→ **Records shown**:
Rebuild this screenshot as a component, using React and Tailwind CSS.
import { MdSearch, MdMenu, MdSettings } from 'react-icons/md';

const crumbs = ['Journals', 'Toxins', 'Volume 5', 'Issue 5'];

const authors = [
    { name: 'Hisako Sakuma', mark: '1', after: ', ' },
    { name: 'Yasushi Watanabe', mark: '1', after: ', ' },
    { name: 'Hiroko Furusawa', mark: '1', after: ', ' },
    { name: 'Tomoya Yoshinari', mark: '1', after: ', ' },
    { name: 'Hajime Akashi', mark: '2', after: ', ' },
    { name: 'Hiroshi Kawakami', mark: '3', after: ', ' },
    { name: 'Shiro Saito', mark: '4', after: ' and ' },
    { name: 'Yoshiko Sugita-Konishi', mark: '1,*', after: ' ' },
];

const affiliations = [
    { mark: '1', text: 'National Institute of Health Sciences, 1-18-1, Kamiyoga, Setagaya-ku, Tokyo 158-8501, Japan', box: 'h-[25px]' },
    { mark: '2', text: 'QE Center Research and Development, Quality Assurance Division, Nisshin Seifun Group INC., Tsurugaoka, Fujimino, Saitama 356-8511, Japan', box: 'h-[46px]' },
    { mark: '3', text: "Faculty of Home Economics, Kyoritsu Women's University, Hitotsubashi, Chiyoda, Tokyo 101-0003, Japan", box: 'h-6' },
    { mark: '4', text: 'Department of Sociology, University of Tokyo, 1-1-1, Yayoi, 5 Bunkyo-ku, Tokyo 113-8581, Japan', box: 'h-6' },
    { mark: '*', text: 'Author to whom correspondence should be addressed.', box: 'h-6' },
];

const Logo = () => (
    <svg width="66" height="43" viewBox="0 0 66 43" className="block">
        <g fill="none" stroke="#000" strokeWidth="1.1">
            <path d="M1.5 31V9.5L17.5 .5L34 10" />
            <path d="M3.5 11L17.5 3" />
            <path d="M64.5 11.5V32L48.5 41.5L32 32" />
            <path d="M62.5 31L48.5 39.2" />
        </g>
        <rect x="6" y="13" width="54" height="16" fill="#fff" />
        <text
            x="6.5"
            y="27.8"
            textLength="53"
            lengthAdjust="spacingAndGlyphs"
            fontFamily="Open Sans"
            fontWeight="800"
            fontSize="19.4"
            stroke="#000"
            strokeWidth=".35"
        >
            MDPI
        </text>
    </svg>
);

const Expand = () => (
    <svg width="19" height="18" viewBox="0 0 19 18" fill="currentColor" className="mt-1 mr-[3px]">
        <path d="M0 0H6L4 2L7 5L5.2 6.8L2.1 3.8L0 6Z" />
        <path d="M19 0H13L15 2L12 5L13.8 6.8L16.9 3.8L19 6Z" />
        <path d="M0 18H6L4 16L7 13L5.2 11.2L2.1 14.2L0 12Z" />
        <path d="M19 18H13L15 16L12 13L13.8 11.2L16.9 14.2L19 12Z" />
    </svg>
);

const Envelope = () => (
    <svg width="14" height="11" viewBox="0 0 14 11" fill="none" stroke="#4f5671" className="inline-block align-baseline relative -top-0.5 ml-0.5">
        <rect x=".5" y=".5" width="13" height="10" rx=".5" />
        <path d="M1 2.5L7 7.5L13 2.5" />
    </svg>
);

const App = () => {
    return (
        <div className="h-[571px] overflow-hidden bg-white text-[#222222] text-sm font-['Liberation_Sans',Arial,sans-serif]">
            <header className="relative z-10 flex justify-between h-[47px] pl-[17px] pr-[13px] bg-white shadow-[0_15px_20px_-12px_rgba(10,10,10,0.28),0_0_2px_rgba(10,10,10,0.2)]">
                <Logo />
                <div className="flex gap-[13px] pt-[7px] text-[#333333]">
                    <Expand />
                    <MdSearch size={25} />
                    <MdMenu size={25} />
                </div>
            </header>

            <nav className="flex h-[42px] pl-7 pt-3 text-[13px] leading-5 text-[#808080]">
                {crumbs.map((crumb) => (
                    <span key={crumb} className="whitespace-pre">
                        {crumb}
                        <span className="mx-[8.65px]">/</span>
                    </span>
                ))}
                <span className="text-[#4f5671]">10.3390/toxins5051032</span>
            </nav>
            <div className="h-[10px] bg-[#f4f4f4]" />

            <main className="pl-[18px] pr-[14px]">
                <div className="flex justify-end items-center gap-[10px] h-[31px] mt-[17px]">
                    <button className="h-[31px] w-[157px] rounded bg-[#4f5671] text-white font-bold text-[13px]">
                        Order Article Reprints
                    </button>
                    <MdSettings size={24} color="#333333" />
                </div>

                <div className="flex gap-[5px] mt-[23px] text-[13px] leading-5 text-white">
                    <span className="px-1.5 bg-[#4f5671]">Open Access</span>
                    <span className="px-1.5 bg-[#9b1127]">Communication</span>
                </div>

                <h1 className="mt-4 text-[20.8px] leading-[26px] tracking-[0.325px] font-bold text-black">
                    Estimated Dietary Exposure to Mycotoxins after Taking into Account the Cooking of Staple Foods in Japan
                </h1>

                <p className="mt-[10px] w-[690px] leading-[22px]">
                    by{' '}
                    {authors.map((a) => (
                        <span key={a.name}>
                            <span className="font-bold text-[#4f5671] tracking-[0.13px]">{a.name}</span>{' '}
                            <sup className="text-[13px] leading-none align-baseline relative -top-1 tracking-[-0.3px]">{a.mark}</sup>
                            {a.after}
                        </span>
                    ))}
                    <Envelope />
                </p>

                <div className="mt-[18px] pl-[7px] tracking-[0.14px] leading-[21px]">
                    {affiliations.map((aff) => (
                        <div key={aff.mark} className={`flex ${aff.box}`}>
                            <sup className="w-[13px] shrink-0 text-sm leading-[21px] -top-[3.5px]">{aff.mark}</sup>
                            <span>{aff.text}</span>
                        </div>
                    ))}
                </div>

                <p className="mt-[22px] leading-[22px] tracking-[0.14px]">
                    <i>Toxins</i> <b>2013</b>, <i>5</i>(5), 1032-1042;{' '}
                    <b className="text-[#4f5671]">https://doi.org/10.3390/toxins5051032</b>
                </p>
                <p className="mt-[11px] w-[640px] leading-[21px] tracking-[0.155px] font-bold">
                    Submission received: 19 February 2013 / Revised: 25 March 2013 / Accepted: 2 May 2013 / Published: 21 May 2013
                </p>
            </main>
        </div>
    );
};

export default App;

* * *

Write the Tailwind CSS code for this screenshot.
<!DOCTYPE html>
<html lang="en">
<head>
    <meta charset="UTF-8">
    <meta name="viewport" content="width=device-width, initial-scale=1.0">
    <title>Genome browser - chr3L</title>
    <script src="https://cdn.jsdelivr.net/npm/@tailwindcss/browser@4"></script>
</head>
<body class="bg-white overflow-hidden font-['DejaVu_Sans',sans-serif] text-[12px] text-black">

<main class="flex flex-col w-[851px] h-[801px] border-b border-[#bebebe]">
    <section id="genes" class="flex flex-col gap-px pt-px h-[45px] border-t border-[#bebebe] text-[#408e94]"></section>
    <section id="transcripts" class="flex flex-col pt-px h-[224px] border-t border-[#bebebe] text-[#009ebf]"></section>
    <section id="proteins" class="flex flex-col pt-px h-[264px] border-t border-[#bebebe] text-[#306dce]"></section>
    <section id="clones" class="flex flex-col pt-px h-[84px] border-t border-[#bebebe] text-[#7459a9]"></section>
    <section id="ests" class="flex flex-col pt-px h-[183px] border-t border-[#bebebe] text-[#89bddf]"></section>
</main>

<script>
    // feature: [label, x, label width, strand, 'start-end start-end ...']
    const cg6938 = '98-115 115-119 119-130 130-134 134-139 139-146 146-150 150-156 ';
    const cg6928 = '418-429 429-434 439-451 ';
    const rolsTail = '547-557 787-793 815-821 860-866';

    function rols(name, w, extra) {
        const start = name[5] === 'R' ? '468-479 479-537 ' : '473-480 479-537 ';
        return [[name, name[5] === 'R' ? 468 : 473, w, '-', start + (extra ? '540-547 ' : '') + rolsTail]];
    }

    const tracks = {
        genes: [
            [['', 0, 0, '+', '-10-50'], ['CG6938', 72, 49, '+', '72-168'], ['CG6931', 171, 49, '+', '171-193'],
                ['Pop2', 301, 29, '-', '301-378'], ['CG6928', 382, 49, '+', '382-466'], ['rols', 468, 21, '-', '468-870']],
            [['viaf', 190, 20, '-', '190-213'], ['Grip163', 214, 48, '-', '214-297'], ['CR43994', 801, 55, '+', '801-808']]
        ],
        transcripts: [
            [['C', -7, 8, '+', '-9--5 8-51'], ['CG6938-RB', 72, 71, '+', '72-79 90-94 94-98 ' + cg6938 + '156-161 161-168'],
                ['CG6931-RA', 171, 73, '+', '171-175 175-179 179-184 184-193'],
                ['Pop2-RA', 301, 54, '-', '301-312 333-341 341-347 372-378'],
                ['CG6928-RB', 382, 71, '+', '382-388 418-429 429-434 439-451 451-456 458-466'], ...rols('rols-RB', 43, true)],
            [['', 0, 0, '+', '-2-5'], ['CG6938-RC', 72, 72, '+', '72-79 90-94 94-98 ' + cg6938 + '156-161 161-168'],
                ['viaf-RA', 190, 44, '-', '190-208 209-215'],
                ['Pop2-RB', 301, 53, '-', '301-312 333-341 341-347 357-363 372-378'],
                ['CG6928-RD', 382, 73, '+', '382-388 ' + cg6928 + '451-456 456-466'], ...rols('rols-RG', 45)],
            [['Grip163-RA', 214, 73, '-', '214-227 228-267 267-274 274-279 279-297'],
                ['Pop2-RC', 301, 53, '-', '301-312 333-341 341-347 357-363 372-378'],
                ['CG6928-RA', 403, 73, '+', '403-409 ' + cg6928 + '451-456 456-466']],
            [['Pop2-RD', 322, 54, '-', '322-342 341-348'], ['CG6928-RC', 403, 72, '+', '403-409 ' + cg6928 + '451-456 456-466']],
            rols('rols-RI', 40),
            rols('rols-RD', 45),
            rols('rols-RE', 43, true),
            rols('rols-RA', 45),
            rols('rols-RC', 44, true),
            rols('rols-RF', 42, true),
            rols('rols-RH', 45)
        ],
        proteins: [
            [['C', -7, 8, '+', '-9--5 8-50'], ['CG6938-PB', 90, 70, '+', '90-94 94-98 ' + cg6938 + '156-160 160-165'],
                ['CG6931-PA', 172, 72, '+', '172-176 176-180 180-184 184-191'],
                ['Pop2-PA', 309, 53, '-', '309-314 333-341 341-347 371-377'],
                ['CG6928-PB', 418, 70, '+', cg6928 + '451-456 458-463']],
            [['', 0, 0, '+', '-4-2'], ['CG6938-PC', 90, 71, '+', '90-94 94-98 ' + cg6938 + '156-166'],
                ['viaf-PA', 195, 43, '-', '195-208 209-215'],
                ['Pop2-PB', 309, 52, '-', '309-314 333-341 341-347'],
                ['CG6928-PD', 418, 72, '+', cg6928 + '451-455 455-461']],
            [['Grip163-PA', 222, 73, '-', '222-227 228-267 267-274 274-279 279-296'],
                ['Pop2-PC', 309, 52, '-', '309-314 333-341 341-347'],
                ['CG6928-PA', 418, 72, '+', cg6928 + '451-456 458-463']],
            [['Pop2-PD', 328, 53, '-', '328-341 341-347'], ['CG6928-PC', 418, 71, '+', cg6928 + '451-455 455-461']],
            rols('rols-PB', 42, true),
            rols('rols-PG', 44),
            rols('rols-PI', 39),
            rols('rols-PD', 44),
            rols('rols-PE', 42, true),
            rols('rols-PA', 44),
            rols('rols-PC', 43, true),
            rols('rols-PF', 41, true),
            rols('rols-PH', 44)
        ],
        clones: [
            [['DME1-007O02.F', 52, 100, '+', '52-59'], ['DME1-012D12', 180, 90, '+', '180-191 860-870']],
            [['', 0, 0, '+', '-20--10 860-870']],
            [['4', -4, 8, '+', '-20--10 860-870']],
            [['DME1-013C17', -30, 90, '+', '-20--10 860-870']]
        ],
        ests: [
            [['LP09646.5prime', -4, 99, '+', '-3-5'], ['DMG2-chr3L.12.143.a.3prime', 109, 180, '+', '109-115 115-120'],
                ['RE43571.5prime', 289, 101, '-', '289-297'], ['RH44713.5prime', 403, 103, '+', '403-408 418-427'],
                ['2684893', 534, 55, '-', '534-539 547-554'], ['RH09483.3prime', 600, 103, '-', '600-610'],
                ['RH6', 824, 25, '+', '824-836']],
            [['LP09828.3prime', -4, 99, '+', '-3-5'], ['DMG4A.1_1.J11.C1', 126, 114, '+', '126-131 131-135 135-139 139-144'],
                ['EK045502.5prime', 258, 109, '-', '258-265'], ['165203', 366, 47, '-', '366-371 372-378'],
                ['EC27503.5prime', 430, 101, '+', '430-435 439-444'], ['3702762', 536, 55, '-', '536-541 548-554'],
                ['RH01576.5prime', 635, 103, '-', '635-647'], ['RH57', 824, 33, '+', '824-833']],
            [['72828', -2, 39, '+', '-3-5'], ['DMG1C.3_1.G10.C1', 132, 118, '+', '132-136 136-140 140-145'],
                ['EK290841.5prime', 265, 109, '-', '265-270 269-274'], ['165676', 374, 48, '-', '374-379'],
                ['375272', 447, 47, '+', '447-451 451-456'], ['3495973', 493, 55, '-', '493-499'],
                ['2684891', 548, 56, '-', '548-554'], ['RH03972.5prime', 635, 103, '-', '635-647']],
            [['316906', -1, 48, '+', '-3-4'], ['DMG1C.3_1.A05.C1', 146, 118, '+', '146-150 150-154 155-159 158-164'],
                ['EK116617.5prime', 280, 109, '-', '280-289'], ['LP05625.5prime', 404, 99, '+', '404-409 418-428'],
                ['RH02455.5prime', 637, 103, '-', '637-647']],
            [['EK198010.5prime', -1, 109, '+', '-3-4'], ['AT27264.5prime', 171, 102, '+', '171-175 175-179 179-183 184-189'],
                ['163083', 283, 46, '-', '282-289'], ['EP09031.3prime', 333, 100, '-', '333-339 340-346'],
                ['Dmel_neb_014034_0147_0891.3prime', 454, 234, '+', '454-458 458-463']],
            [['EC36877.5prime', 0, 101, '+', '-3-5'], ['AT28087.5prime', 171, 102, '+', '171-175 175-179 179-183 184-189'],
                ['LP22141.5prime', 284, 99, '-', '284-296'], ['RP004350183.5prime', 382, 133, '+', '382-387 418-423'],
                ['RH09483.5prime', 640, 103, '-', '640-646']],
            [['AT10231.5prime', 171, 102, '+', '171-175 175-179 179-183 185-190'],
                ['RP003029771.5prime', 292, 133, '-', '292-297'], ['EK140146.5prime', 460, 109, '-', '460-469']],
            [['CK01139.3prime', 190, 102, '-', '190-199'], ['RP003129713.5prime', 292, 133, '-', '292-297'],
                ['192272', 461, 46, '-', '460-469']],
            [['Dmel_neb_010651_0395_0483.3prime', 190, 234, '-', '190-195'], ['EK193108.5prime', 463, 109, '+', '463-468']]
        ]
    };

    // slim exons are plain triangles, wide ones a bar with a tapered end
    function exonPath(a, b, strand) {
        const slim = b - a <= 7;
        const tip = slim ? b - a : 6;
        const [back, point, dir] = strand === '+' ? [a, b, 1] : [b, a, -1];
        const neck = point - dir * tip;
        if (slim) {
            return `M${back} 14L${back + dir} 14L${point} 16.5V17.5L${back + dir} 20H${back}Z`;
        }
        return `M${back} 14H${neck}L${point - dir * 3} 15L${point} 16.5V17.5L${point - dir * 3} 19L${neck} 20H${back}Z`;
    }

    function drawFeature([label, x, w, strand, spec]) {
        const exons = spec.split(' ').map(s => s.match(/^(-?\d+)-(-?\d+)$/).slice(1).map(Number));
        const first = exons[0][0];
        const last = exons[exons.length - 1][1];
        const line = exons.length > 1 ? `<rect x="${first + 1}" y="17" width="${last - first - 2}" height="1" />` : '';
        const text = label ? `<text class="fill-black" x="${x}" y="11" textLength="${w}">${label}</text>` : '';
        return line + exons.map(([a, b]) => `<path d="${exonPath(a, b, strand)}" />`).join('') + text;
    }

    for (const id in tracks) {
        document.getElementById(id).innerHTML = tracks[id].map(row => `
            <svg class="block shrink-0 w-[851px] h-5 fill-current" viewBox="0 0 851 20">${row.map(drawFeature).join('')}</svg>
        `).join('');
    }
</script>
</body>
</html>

→ **Request**:
Copy out every line of the listing that contains the string "this".

→ **The completed task**:
Rebuild this screenshot as a component, using React and Tailwind CSS.
Write the Tailwind CSS code for this screenshot.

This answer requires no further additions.